Disney jail is real.
Those rumors about Disney jail are true. However, don't count on Mickey bringing you your meals or enjoying a Disney princess bed to rest your head on. "They have a holding place," says one former Disney World employee. "And on Disney property there is a police station."
There is a character hierarchy.
If you're playing one of the '90s Disney princess characters, don't be surprised if newer cast members don't want to sit with you. "Some of the break rooms are like the high school cafeteria where the 'cool' princesses (Elsa and Anna) sit on one side and make eyes at the 'old' characters (Snow and Poppins). It's really childish," says one former cast member. "Other face performers think they're on Broadway and demand respect and they hate not getting it." If you're not getting the respect you deserve at work, outsmarting your bully boss can help.

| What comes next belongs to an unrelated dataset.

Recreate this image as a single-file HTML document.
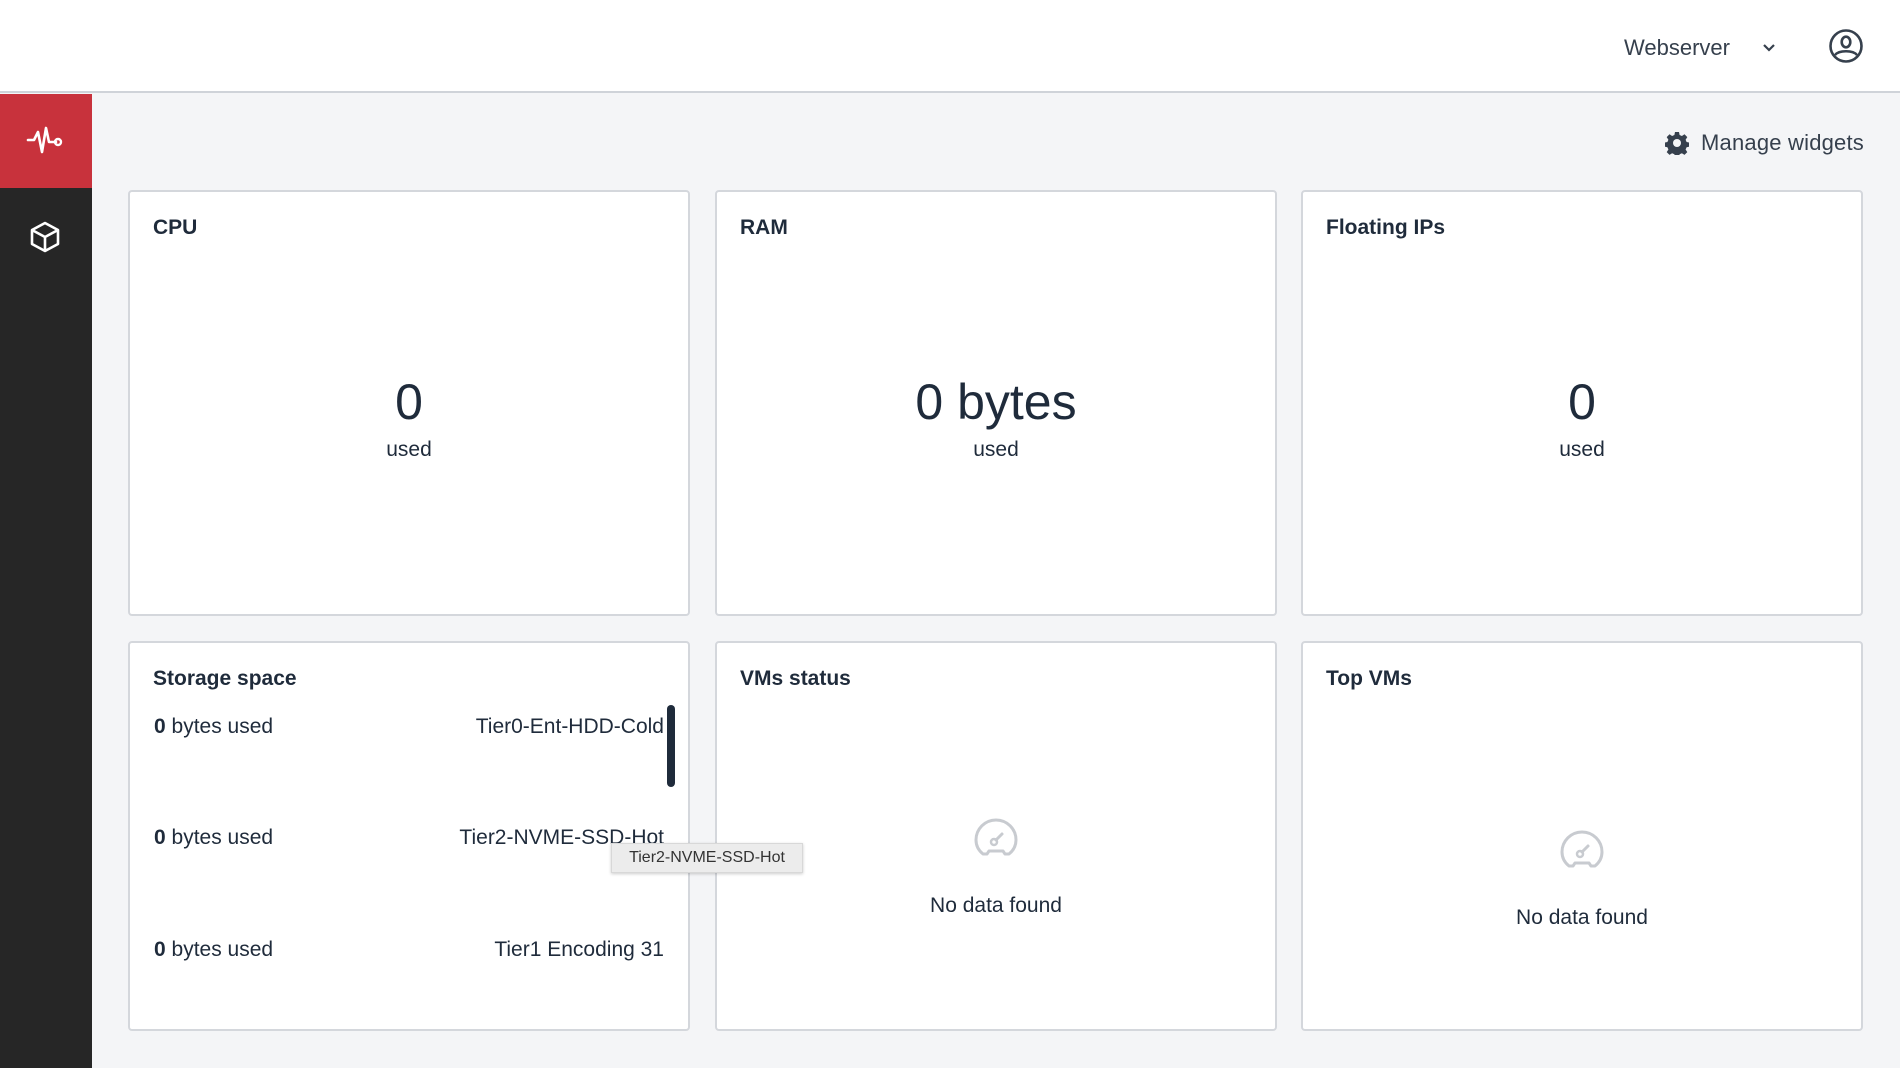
<!DOCTYPE html>
<html><head><meta charset="utf-8"><style>
*{box-sizing:border-box;margin:0;padding:0}
body{width:1900px;height:1068px;overflow:hidden;background:#f4f5f7;font-family:"Liberation Sans",sans-serif;color:#1f2b3b;position:relative}
.hdr{position:absolute;left:0;top:0;width:1900px;height:93px;background:#fff;border-bottom:2px solid #cfd3d9}
.side{position:absolute;left:0;top:94px;width:92px;height:974px;background:#262626}
.red{position:absolute;left:0;top:94px;width:92px;height:94px;background:#c8323c}
.card{position:absolute;background:#fff;border:2px solid #d4d7dc;border-radius:4px}
.t{position:absolute;left:23px;top:24px;font-size:21px;font-weight:600}
.big{position:absolute;left:0;right:0;text-align:center;font-size:50px;top:181px}
.used{position:absolute;left:0;right:0;text-align:center;font-size:21px;top:246px}
.row{position:absolute;left:24px;right:24px;font-size:21px}
.row b{font-weight:700}
.row span{position:absolute;right:0;top:0}
.nd{position:absolute;left:0;right:0;text-align:center;font-size:21px}
</style></head><body>
<div class="hdr">
<div style="position:absolute;left:1624px;top:35px;font-size:22px;color:#36404d">Webserver</div>
<svg style="position:absolute;left:1761px;top:42px" width="16" height="12" viewBox="0 0 16 12"><path d="M3 3l5 5 5-5" stroke="#36404d" stroke-width="2.2" fill="none"/></svg>
<svg style="position:absolute;left:1828px;top:28px" width="36" height="36" viewBox="0 0 36 36"><circle cx="18" cy="18" r="15.5" stroke="#36404d" stroke-width="2.6" fill="none"/><ellipse cx="18" cy="14" rx="4.3" ry="5.3" stroke="#36404d" stroke-width="2.6" fill="none"/><path d="M7 27c4-5 18-5 22 0" stroke="#36404d" stroke-width="2.6" fill="none"/></svg>
</div>
<div class="side"></div>
<div class="red"></div>
<svg style="position:absolute;left:26px;top:124px" width="38" height="34" viewBox="0 0 38 34"><path d="M2 16h6l4-8 4 20 4-24 3 14h7" stroke="#fff" stroke-width="2.6" fill="none" stroke-linejoin="round" stroke-linecap="round"/><circle cx="32" cy="18" r="3" stroke="#fff" stroke-width="2.4" fill="none"/></svg>
<svg style="position:absolute;left:28px;top:220px" width="34" height="34" viewBox="0 0 34 34"><path d="M17 3l13 7v14l-13 7-13-7V10z M4 10l13 7 13-7 M17 17v14" stroke="#fff" stroke-width="2.6" fill="none" stroke-linejoin="round"/></svg>

<svg style="position:absolute;left:1665px;top:131px" width="24" height="24" viewBox="0 0 24 24"><path fill="#36404d" d="M10 1h4l.6 3 2.3 1 2.6-1.7 2.8 2.8-1.7 2.6 1 2.3 3 .6v4l-3 .6-1 2.3 1.7 2.6-2.8 2.8-2.6-1.7-2.3 1-.6 3h-4l-.6-3-2.3-1-2.6 1.7-2.8-2.8 1.7-2.6-1-2.3-3-.6v-4l3-.6 1-2.3-1.7-2.6 2.8-2.8 2.6 1.7 2.3-1z"/><circle cx="12" cy="12" r="4" fill="#f4f5f7"/></svg>
<div style="position:absolute;left:1701px;top:130px;font-size:22px;letter-spacing:0.2px;color:#36404d">Manage widgets</div>

<div class="card" style="left:128px;top:190px;width:562px;height:426px"><div class="t">CPU</div><div class="big">0</div><div class="used">used</div></div>
<div class="card" style="left:715px;top:190px;width:562px;height:426px"><div class="t">RAM</div><div class="big">0 bytes</div><div class="used">used</div></div>
<div class="card" style="left:1301px;top:190px;width:562px;height:426px"><div class="t">Floating IPs</div><div class="big">0</div><div class="used">used</div></div>

<div class="card" style="left:128px;top:641px;width:562px;height:390px"><div class="t">Storage space</div>
<div class="row" style="top:72px"><b>0</b> bytes used<span>Tier0-Ent-HDD-Cold</span></div>
<div class="row" style="top:183px"><b>0</b> bytes used<span>Tier2-NVME-SSD-Hot</span></div>
<div class="row" style="top:295px"><b>0</b> bytes used<span>Tier1 Encoding 31</span></div>
<div style="position:absolute;left:537px;top:62px;width:8px;height:82px;border-radius:4px;background:#1f2b3b"></div>
</div>
<div class="card" style="left:715px;top:641px;width:562px;height:390px"><div class="t">VMs status</div>
<svg style="position:absolute;left:256px;top:175px" width="46" height="40" viewBox="0 0 46 40"><path d="M10 36c-5-4-7-9-7-14a20 20 0 0 1 40 0c0 5-2 10-7 14h-4l-2-3h-14l-2 3z" stroke="#c8cbd0" stroke-width="3" fill="none" stroke-linejoin="round"/><circle cx="21" cy="24" r="3" stroke="#c8cbd0" stroke-width="2.5" fill="none"/><path d="M23 22l6-6" stroke="#c8cbd0" stroke-width="3" stroke-linecap="round"/></svg>
<div class="nd" style="top:251px">No data found</div></div>
<div class="card" style="left:1301px;top:641px;width:562px;height:390px"><div class="t">Top VMs</div>
<svg style="position:absolute;left:256px;top:187px" width="46" height="40" viewBox="0 0 46 40"><path d="M10 36c-5-4-7-9-7-14a20 20 0 0 1 40 0c0 5-2 10-7 14h-4l-2-3h-14l-2 3z" stroke="#c8cbd0" stroke-width="3" fill="none" stroke-linejoin="round"/><circle cx="21" cy="24" r="3" stroke="#c8cbd0" stroke-width="2.5" fill="none"/><path d="M23 22l6-6" stroke="#c8cbd0" stroke-width="3" stroke-linecap="round"/></svg>
<div class="nd" style="top:263px">No data found</div></div>

<div style="position:absolute;left:611px;top:843px;width:192px;height:30px;background:#ececec;border:1px solid #d8d8d8;box-shadow:0 1px 3px rgba(0,0,0,.2);font-size:16px;line-height:28px;text-align:center;color:#333">Tier2-NVME-SSD-Hot</div>
</body></html>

People always try to sneak their kids on rides.
If you have to make the not-so-difficult choice between sitting out a ride with your baby or bringing them on board, sit it out every time. Unfortunately, may Disney guests don't understand why trying to smuggle an infant onto rides is such a big deal.
"This couple were trying to ride Space Mountain, and had a black duffel bag. [A crew member] heard something come from the bag, so he asked them to open it. They refused. Security comes, forces them to open it. It was their 6-month-old baby," says one Redditor. Multiple former employees report guests trying to do the same.
Cast member friends and family don't always go for free.
Although cast members can get into Disney parks whenever they want for free, their discount doesn't extend to their friends and family. "It used to be that we could get [anyone] into the parks whenever we wanted, but that changed," says one former Disney performer. However, they do occasionally get a free ride. "Now it's only on certain days for certain parks."
Dangerous situations do occur.
While Disney does their best to keep everyone in their parks as safe as possible, there are still serious security threats that do take place. During a particularly crowded holiday weekend, one former employee recounts complete madness: "One guest freaked out and pulled out something sharp and started stabbing guests to get out. I had to bring a stabbed guest back to her hotel to get her ID so she could go to the hospital."
The Tree of Life at the Animal Kingdom was built over an oil rig.
The man-made tree was built over a retrofitted 14-story oil rig. The 145-foot creation is covered with more than 100,000 leaves that are each more than a foot long. The tree's trunk is made of concrete, not wood.
You can't buy gum at Disney World.
In order to protect the park from unsightly globs of gum, Disney World stopped selling the stuff. It isn't banned, but if guests want a piece, they'll have to bring their own.
There are strategically designed barriers for the animals on the Kilimanjaro Safari.
The 18-minute safari ride in Animal Kingdom allows visitors the chance to get up close and personal with animals that are seemingly roaming free. But have no fear, these creatures can't run up and get you—or each other. Barriers such as water features and moats are added to the reserve to keep the animals in specific areas.